_What the task asks_. Begin with the line holding "Reproduce this screenshot", end with the line holding "border-b border-[#dde2e5] pl-[2px]", and repeat every line in between exactly, without pictures.

_Provided data_.
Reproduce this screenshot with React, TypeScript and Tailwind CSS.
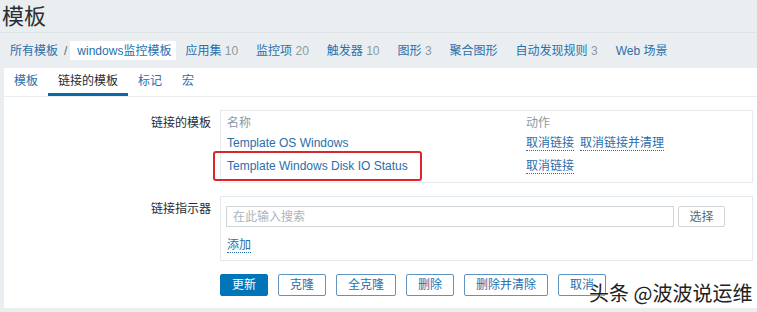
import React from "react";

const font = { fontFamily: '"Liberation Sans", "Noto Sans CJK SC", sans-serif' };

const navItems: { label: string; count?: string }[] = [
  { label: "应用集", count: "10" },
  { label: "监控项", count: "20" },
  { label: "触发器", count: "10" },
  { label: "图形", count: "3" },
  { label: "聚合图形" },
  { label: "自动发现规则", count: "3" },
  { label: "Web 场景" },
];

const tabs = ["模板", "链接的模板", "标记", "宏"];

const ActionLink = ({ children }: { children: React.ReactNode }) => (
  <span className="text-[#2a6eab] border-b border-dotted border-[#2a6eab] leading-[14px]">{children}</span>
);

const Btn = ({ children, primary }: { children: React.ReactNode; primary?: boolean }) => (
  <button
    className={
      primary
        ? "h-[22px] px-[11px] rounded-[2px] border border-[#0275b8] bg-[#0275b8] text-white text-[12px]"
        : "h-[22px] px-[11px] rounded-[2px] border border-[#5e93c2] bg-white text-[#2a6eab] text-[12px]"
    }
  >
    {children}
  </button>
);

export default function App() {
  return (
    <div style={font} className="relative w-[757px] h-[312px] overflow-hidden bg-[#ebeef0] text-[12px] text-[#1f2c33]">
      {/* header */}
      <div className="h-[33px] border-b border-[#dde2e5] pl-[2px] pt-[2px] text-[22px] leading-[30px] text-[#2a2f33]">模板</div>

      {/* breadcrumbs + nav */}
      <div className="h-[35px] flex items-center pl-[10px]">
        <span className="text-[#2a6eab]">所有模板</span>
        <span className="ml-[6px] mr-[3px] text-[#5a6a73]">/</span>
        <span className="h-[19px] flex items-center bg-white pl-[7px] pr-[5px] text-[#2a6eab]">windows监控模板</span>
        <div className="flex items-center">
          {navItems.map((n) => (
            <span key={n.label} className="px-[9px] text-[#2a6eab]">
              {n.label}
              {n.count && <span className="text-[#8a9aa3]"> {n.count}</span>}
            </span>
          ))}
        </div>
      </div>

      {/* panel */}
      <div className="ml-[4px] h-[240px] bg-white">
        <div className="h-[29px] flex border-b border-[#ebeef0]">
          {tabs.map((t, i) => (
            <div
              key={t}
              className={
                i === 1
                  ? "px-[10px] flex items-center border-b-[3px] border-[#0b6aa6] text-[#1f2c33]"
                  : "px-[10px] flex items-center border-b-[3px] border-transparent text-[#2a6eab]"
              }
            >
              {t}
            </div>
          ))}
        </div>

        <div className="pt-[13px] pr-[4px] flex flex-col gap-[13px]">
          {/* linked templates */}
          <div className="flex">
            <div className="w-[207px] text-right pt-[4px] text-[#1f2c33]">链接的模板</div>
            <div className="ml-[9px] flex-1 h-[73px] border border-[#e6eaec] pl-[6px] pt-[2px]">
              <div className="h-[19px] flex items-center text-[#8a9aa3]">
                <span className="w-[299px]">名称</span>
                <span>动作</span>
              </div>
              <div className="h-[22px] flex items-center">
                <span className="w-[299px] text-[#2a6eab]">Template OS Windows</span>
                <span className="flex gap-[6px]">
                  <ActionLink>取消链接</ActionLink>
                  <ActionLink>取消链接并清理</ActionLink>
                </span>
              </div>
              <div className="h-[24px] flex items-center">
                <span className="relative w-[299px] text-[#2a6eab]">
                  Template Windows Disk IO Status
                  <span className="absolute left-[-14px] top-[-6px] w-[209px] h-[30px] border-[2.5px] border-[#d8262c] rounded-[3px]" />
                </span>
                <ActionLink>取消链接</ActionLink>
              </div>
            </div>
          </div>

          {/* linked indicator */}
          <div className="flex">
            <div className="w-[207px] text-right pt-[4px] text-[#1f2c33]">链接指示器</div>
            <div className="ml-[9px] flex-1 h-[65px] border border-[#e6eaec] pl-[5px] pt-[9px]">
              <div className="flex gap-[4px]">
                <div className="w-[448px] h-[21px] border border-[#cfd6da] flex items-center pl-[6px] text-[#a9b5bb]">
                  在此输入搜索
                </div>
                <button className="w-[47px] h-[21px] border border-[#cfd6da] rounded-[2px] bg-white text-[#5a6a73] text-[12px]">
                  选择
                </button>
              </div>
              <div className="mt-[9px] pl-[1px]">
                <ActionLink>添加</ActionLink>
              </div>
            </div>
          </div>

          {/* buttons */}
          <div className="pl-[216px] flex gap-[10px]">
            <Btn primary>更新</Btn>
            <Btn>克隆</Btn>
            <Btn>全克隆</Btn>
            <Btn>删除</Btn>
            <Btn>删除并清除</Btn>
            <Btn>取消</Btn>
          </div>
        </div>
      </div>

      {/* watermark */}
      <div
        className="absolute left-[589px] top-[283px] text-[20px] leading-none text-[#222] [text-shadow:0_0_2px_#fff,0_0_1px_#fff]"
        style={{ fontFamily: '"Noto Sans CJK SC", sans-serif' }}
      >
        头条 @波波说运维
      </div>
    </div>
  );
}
* * *
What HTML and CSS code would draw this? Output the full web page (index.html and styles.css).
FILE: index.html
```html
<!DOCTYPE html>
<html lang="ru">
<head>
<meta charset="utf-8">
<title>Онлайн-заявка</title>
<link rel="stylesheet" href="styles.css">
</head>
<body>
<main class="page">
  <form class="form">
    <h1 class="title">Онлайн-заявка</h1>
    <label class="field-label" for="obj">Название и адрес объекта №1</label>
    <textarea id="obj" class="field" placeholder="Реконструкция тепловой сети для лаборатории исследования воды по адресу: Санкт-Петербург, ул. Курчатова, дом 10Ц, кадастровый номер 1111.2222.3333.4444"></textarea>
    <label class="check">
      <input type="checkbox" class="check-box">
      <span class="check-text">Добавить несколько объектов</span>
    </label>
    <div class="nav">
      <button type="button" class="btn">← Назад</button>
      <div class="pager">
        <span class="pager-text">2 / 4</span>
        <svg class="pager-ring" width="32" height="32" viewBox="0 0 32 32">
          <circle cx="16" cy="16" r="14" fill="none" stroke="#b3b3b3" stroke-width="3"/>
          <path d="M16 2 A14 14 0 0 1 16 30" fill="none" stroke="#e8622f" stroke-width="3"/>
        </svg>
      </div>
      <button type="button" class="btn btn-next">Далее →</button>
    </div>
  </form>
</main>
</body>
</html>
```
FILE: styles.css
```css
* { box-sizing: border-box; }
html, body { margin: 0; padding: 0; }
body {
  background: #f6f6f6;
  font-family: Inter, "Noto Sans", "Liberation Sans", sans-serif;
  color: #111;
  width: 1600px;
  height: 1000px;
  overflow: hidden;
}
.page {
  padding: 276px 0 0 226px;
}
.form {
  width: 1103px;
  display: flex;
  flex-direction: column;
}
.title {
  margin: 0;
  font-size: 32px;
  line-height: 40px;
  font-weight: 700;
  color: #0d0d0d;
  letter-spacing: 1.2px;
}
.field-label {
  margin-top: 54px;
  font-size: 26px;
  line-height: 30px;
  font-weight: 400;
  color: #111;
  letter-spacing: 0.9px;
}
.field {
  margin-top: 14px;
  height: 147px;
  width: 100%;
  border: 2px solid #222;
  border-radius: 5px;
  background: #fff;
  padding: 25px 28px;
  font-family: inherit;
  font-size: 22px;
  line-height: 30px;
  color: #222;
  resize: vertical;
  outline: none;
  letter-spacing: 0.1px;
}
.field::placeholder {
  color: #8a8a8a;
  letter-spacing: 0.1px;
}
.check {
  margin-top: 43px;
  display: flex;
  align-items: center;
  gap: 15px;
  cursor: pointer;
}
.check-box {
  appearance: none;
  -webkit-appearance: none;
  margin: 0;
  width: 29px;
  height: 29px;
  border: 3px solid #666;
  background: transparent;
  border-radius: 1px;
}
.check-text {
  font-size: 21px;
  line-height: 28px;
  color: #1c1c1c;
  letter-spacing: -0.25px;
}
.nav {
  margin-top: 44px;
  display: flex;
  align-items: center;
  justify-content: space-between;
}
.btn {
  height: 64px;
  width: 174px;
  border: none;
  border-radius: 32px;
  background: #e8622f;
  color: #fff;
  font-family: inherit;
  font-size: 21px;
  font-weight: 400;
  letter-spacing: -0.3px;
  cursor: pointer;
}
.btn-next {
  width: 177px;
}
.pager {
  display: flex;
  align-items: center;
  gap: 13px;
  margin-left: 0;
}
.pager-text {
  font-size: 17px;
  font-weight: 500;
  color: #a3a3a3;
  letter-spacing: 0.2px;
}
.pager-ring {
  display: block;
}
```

_Result below_.
Reproduce this screenshot with React, TypeScript and Tailwind CSS.
import React from "react";

const font = { fontFamily: '"Liberation Sans", "Noto Sans CJK SC", sans-serif' };

const navItems: { label: string; count?: string }[] = [
  { label: "应用集", count: "10" },
  { label: "监控项", count: "20" },
  { label: "触发器", count: "10" },
  { label: "图形", count: "3" },
  { label: "聚合图形" },
  { label: "自动发现规则", count: "3" },
  { label: "Web 场景" },
];

const tabs = ["模板", "链接的模板", "标记", "宏"];

const ActionLink = ({ children }: { children: React.ReactNode }) => (
  <span className="text-[#2a6eab] border-b border-dotted border-[#2a6eab] leading-[14px]">{children}</span>
);

const Btn = ({ children, primary }: { children: React.ReactNode; primary?: boolean }) => (
  <button
    className={
      primary
        ? "h-[22px] px-[11px] rounded-[2px] border border-[#0275b8] bg-[#0275b8] text-white text-[12px]"
        : "h-[22px] px-[11px] rounded-[2px] border border-[#5e93c2] bg-white text-[#2a6eab] text-[12px]"
    }
  >
    {children}
  </button>
);

export default function App() {
  return (
    <div style={font} className="relative w-[757px] h-[312px] overflow-hidden bg-[#ebeef0] text-[12px] text-[#1f2c33]">
      {/* header */}
      <div className="h-[33px] border-b border-[#dde2e5] pl-[2px] pt-[2px] text-[22px] leading-[30px] text-[#2a2f33]">模板</div>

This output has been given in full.